Web page code records
+===+

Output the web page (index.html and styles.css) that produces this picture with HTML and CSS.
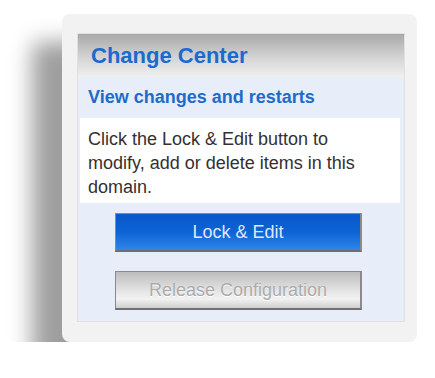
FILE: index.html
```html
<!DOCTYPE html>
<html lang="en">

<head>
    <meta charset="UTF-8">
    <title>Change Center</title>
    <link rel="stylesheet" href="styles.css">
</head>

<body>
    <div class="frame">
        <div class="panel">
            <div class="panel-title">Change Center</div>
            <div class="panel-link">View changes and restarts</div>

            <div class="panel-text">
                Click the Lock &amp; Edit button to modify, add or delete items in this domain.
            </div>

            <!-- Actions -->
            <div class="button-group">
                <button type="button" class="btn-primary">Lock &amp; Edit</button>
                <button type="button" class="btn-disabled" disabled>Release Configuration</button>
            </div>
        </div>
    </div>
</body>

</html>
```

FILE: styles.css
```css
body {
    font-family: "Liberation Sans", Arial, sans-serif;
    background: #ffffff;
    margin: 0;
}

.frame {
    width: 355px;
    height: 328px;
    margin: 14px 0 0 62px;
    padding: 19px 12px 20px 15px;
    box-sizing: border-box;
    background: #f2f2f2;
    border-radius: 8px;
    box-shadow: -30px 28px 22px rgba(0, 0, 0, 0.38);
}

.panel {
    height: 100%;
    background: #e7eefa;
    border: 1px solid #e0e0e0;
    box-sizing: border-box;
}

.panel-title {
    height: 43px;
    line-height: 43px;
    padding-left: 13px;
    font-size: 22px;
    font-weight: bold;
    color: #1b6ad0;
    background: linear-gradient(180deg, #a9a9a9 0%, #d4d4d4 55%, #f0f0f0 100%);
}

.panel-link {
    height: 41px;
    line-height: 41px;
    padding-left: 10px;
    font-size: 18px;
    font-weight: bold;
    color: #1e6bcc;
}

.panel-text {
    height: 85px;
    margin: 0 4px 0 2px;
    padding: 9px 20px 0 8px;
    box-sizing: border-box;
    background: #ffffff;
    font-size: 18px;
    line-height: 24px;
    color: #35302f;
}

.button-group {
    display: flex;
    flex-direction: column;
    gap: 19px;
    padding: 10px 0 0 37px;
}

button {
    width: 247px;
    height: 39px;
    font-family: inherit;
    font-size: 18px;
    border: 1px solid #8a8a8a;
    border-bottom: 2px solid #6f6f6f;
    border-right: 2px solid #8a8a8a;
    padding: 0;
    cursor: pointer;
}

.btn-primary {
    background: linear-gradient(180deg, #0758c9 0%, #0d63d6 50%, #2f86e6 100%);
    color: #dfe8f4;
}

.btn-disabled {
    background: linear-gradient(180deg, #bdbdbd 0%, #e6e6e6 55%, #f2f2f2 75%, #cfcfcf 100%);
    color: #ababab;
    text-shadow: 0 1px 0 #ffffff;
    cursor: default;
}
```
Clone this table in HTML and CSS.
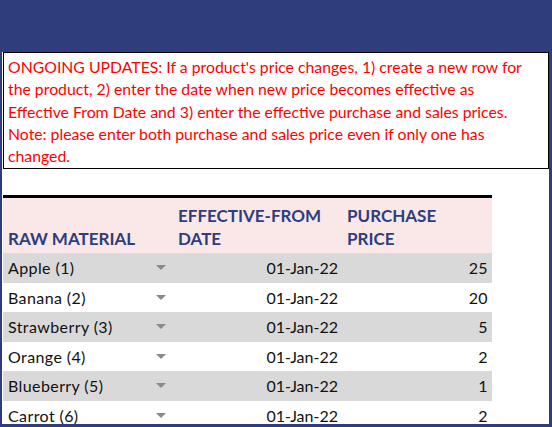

+===+

**Goal**.
Go through the data above and find the lines with the word "styles". Copy each of those lines.

**Solved problem**.
Output the web page (index.html and styles.css) that produces this picture with HTML and CSS.
    <link rel="stylesheet" href="styles.css">
FILE: styles.css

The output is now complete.